Look through the data and write out every line with the word "React" in it.

..........

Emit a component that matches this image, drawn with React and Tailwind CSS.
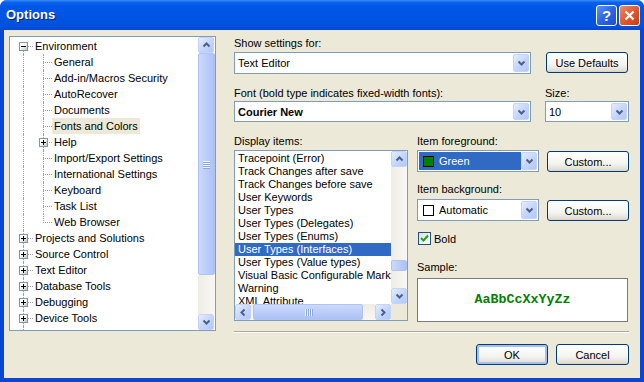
import React from "react";

const FONT = "font-['Liberation_Sans',Arial,sans-serif]";

const tree = [
  { l: 0, t: "Environment", box: "minus", first: true },
  { l: 1, t: "General" },
  { l: 1, t: "Add-in/Macros Security" },
  { l: 1, t: "AutoRecover" },
  { l: 1, t: "Documents" },
  { l: 1, t: "Fonts and Colors", sel: true },
  { l: 1, t: "Help", box: "plus" },
  { l: 1, t: "Import/Export Settings" },
  { l: 1, t: "International Settings" },
  { l: 1, t: "Keyboard" },
  { l: 1, t: "Task List" },
  { l: 1, t: "Web Browser", last: true },
  { l: 0, t: "Projects and Solutions", box: "plus" },
  { l: 0, t: "Source Control", box: "plus" },
  { l: 0, t: "Text Editor", box: "plus" },
  { l: 0, t: "Database Tools", box: "plus" },
  { l: 0, t: "Debugging", box: "plus" },
  { l: 0, t: "Device Tools", box: "plus" },
  { l: 0, t: "", id: "more" },
];

const items = [
  "Tracepoint (Error)",
  "Track Changes after save",
  "Track Changes before save",
  "User Keywords",
  "User Types",
  "User Types (Delegates)",
  "User Types (Enums)",
  "User Types (Interfaces)",
  "User Types (Value types)",
  "Visual Basic Configurable Marker",
  "Warning",
  "XML Attribute",
];

function Chevron({ dir = "down" }) {
  const pts = {
    down: "1.5,1.5 4.5,4.5 7.5,1.5",
    up: "1.5,4.5 4.5,1.5 7.5,4.5",
    left: "4.5,1.5 1.5,4.5 4.5,7.5",
    right: "1.5,1.5 4.5,4.5 1.5,7.5",
  };
  const vertical = dir === "up" || dir === "down";
  return (
    <svg
      width={vertical ? 9 : 6}
      height={vertical ? 6 : 9}
      viewBox={vertical ? "0 0 9 6" : "0 0 6 9"}
    >
      <polyline points={pts[dir]} fill="none" stroke="#4d6185" strokeWidth="2" />
    </svg>
  );
}

function SbButton({ dir }) {
  return (
    <div className="flex h-[16px] w-[16px] shrink-0 items-center justify-center rounded-[2px] border border-[#c4d4f8] bg-[linear-gradient(135deg,#e4ecfe,#c4d5fc_55%,#b3c7f5)]">
      <Chevron dir={dir} />
    </div>
  );
}

function Grip({ vertical }) {
  return vertical ? (
    <div className="flex flex-col gap-[1px]">
      {[0, 1, 2, 3].map((i) => (
        <div key={i} className="h-[1px] w-[7px] bg-[#eef3fe] shadow-[0_1px_0_#8ca7e6]" />
      ))}
    </div>
  ) : (
    <div className="flex gap-[1px]">
      {[0, 1, 2, 3].map((i) => (
        <div key={i} className="h-[7px] w-[1px] bg-[#eef3fe] shadow-[1px_0_0_#8ca7e6]" />
      ))}
    </div>
  );
}

function ComboButton() {
  return (
    <div className="flex h-full w-[16px] shrink-0 items-center justify-center rounded-[2px] border border-[#c4d4f8] bg-[linear-gradient(135deg,#e4ecfe,#c4d5fc_55%,#b3c7f5)]">
      <Chevron dir="down" />
    </div>
  );
}

function XpButton({ children, className = "", isDefault }) {
  return (
    <div
      className={`flex h-[21px] items-center justify-center rounded-[3px] border border-[#003c74] bg-[linear-gradient(to_bottom,#ffffff,#f4f4f0_60%,#e3e0d6_90%,#d6d0c5)] text-[11px] text-black ${
        isDefault ? "shadow-[inset_0_0_0_2px_#a7bff0]" : ""
      } ${className}`}
    >
      {children}
    </div>
  );
}

function TreeCell({ w, vert, horiz, box }) {
  return (
    <div className={`relative h-full shrink-0 ${w}`}>
      {vert === "full" && (
        <div className="absolute left-[10px] top-0 bottom-0 border-l border-dotted border-[#a0a0a0]" />
      )}
      {vert === "top" && (
        <div className="absolute left-[10px] top-0 h-[9px] border-l border-dotted border-[#a0a0a0]" />
      )}
      {vert === "bottom" && (
        <div className="absolute left-[10px] top-[8px] bottom-0 border-l border-dotted border-[#a0a0a0]" />
      )}
      {horiz && (
        <div className="absolute left-[10px] right-0 top-[8px] border-t border-dotted border-[#a0a0a0]" />
      )}
      {box && (
        <div className="absolute left-[6px] top-[4px] flex h-[9px] w-[9px] items-center justify-center border border-[#7898b5] bg-[linear-gradient(135deg,#ffffff_35%,#c6c3b8)]">
          <div className="relative h-[5px] w-[5px]">
            <div className="absolute left-0 top-[2px] h-[1px] w-[5px] bg-black" />
            {box === "plus" && (
              <div className="absolute left-[2px] top-0 h-[5px] w-[1px] bg-black" />
            )}
          </div>
        </div>
      )}
    </div>
  );
}

function TreeRow({ row }) {
  return (
    <div className="flex h-[16px] items-center">
      {row.l === 0 ? (
        <TreeCell w="w-[20px]" vert={row.first ? "bottom" : "full"} horiz={!!row.t} box={row.box} />
      ) : (
        <>
          <TreeCell w="w-[20px]" vert="full" />
          <TreeCell w="w-[19px]" vert={row.last ? "top" : "full"} horiz box={row.box} />
        </>
      )}
      {row.t && (
        <div
          className={`flex h-full items-center whitespace-nowrap px-[2px] ${
            row.sel ? "bg-[#ece9d8]" : ""
          }`}
        >
          {row.t}
        </div>
      )}
    </div>
  );
}

function TreePanel() {
  return (
    <div className="flex h-[295px] w-[207px] shrink-0 border border-[#7f9db9] bg-white">
      <div className="flex-1 overflow-hidden pt-[1px] pl-[3px]">
        {tree.map((row) => (
          <TreeRow key={row.id || row.t} row={row} />
        ))}
      </div>
      <div className="flex w-[17px] flex-col">
        <SbButton dir="up" />
        <div className="flex h-[222px] items-center justify-center rounded-[2px] border border-[#b0c4f3] bg-[linear-gradient(to_right,#cbd9fd,#bccdf9_50%,#adc1f4)]">
          <Grip vertical />
        </div>
        <div className="flex-1 bg-[linear-gradient(to_right,#eeede5,#f8f7f3)]" />
        <SbButton dir="down" />
      </div>
    </div>
  );
}

function DisplayList() {
  return (
    <div className="flex h-[171px] w-[174px] shrink-0 flex-col border border-[#7f9db9] bg-white">
      <div className="flex min-h-0 flex-1">
        <div className="min-w-0 flex-1 overflow-hidden pt-[1px]">
          {items.map((it) => (
            <div
              key={it}
              className={`h-[13px] whitespace-nowrap pl-[3px] leading-[13px] ${
                it === "User Types (Interfaces)" ? "bg-[#316ac5] text-white" : ""
              }`}
            >
              {it}
            </div>
          ))}
        </div>
        <div className="flex w-[16px] flex-col">
          <SbButton dir="up" />
          <div className="flex flex-1 flex-col bg-[linear-gradient(to_right,#eeede5,#f8f7f3)]">
            <div className="h-[93px]" />
            <div className="h-[11px] rounded-[2px] border border-[#b0c4f3] bg-[linear-gradient(to_right,#cbd9fd,#bccdf9_50%,#adc1f4)]" />
          </div>
          <SbButton dir="down" />
        </div>
      </div>
      <div className="flex h-[16px]">
        <div className="flex flex-1">
          <SbButton dir="left" />
          <div className="flex flex-1 bg-[linear-gradient(to_bottom,#eeede5,#f8f7f3)]">
            <div className="w-[2px]" />
            <div className="flex w-[110px] items-center justify-center rounded-[2px] border border-[#b0c4f3] bg-[linear-gradient(to_bottom,#cbd9fd,#bccdf9_50%,#adc1f4)]">
              <Grip />
            </div>
          </div>
          <SbButton dir="right" />
        </div>
        <div className="w-[16px] bg-[#ece9d8]" />
      </div>
    </div>
  );
}

function ColorCombo({ selected, swatch, label }) {
  return (
    <div className="flex h-[22px] w-[122px] shrink-0 border border-[#7f9db9] bg-white p-[1px]">
      <div
        className={`flex flex-1 items-center gap-[5px] pl-[4px] ${
          selected ? "bg-[#316ac5] text-white" : ""
        }`}
      >
        <div className={`h-[11px] w-[11px] border border-black ${swatch}`} />
        <span>{label}</span>
      </div>
      <ComboButton />
    </div>
  );
}

export default function App() {
  return (
    <div className={`h-[382px] w-[644px] bg-white ${FONT} text-[11px] leading-[14px] text-black`}>
      <div className="flex h-full w-full flex-col overflow-hidden rounded-t-[7px] bg-[#0847d6]">
        {/* title bar */}
        <div className="flex h-[30px] shrink-0 items-center bg-[linear-gradient(to_bottom,#3b8cf5_0%,#0b62ee_8%,#0057e6_22%,#0053e1_70%,#0350dc_90%,#0a46c8_100%)] pl-[6px] pr-[4px]">
          <div className="flex-1 text-[13px] font-bold text-white [text-shadow:1px_1px_#0c1b8a]">
            Options
          </div>
          <div className="flex h-[21px] w-[21px] items-center justify-center rounded-[3px] border border-white bg-[linear-gradient(135deg,#5d94f7,#2c65e6_50%,#1a4fd3)] text-[15px] font-bold leading-none text-white">
            ?
          </div>
          <div className="ml-[2px] flex h-[21px] w-[21px] items-center justify-center rounded-[3px] border border-white bg-[linear-gradient(135deg,#f08a65,#e25a2f_50%,#c63c15)]">
            <svg width="11" height="11" viewBox="0 0 11 11">
              <path d="M1.5 1.5 L9.5 9.5 M9.5 1.5 L1.5 9.5" stroke="white" strokeWidth="2.2" />
            </svg>
          </div>
        </div>

        {/* body */}
        <div className="mx-[4px] mb-[4px] flex flex-1 bg-[#ece9d8] pt-[6px] pl-[5px]">
          <TreePanel />

          <div className="ml-[18px] flex w-[395px] flex-col">
            <div className="h-[14px]">Show settings for:</div>
            <div className="mt-[2px] flex items-start">
              <div className="flex h-[22px] w-[297px] shrink-0 border border-[#7f9db9] bg-white p-[1px]">
                <div className="flex flex-1 items-center pl-[2px]">Text Editor</div>
                <ComboButton />
              </div>
              <XpButton className="ml-[15px] w-[82px]">Use Defaults</XpButton>
            </div>

            <div className="mt-[12px] flex h-[14px]">
              <div className="w-[297px]">Font (bold type indicates fixed-width fonts):</div>
              <div className="ml-[14px]">Size:</div>
            </div>
            <div className="mt-[1px] flex">
              <div className="flex h-[21px] w-[297px] shrink-0 border border-[#7f9db9] bg-white p-[1px]">
                <div className="flex flex-1 items-center pl-[2px] font-bold">Courier New</div>
                <ComboButton />
              </div>
              <div className="ml-[14px] flex h-[21px] w-[84px] shrink-0 border border-[#7f9db9] bg-white p-[1px]">
                <div className="flex flex-1 items-center pl-[2px]">10</div>
                <ComboButton />
              </div>
            </div>

            <div className="mt-[12px] flex h-[14px]">
              <div className="w-[183px]">Display items:</div>
              <div>Item foreground:</div>
            </div>
            <div className="mt-[2px] flex">
              <DisplayList />
              <div className="ml-[9px] flex w-[212px] flex-col">
                <div className="flex items-start">
                  <ColorCombo selected swatch="bg-[#008000]" label="Green" />
                  <XpButton className="mt-[1px] ml-auto w-[82px]">Custom...</XpButton>
                </div>
                <div className="mt-[10px] h-[14px]">Item background:</div>
                <div className="mt-[3px] flex items-start">
                  <ColorCombo swatch="bg-white" label="Automatic" />
                  <XpButton className="mt-[1px] ml-auto w-[82px]">Custom...</XpButton>
                </div>
                <div className="mt-[11px] flex h-[13px] items-center gap-[3px]">
                  <div className="ml-[1px] flex h-[13px] w-[13px] items-center justify-center border border-[#1c5180] bg-[linear-gradient(135deg,#dcdcd7,#ffffff)]">
                    <svg width="9" height="9" viewBox="0 0 9 9">
                      <polyline points="1,4 3.5,6.5 8,1.5" fill="none" stroke="#21a121" strokeWidth="2" />
                    </svg>
                  </div>
                  <span>Bold</span>
                </div>
                <div className="mt-[15px] h-[14px]">Sample:</div>
                <div className="mt-[4px] flex h-[44px] w-[211px] items-center justify-center border border-[#7a7a7a] bg-white font-['Liberation_Mono',monospace] text-[13.33px] font-bold text-[#008000]">
                  AaBbCcXxYyZz
                </div>
              </div>
            </div>

            <div className="mt-[9px] border-t border-b border-t-[#aca899] border-b-white" />
            <div className="mt-[11px] flex justify-end gap-[8px]">
              <XpButton isDefault className="w-[72px]">
                OK
              </XpButton>
              <XpButton className="w-[73px]">Cancel</XpButton>
            </div>
          </div>
        </div>
      </div>
    </div>
  );
}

..........

### Final answer
Emit a component that matches this image, drawn with React and Tailwind CSS.
import React from "react";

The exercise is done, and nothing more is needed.